Ed è così che ha vinto anche la Finale di Wimbledon. Dove, questa volta, ad essere mangiata dalla tensione, è stata proprio la sua rivale Serena Williams, alla spasmodica caccia dello Slam numero 24 che le avrebbe permesso di superare Margaret Court. Simona, invece, è parsa straordinariamente lucida, ed eccezionalmente sicura dei suoi mezzi: mai un cedimento, mai un brivido, mai un'incertezza. Quella finale, quella montagna da scalare, l'ha fatta diventare semplice, se la perfezione si può definire tale: l'epilogo naturale di un torneo in cui non ha avuto passaggi a vuoto e che ha quasi sorvolato, tanta era la leggerezza con cui l'ha affrontato. Senza la scimmia appollaiata sulla spalla, senza la vocina nella testa ad insinuare il dubbio.
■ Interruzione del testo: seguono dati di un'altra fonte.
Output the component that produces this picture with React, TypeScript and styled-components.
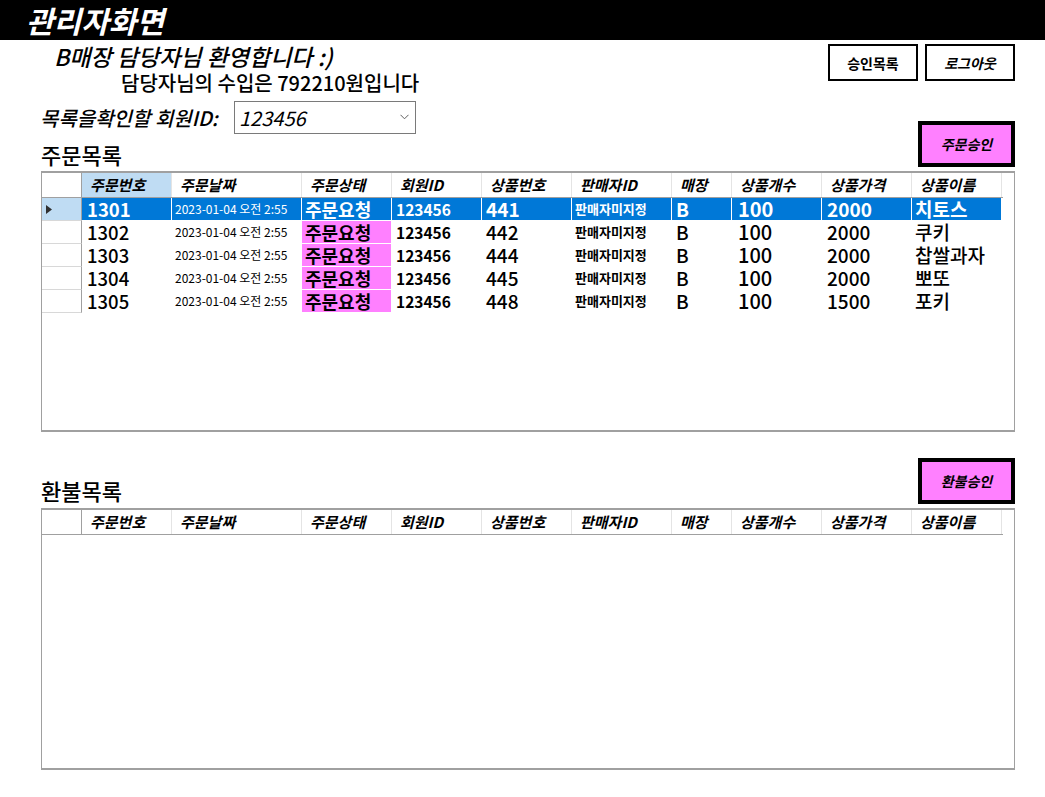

Era quello che molti si attendevano sarebbe successo dopo il trionfo del Roland Garros 2018: si diceva, finalmente libera, non più "obbligata" a legittimare il suo Numero Uno, vincerà diversi altri Slam, ora. Ci è voluto un po' di tempo, fisiologicamente. Quel primo titolo le era costato tantissimo, in termini di energie e di fatiche, e l'aveva quasi svuotata. Una Superdonna ci avrebbe messo qualche settimana e sarebbe ripartita. Ci è voluto più di un anno per Simona: la (ex?) Complicata, che ora ha forse imparato davvero a far diventare tutto più semplice.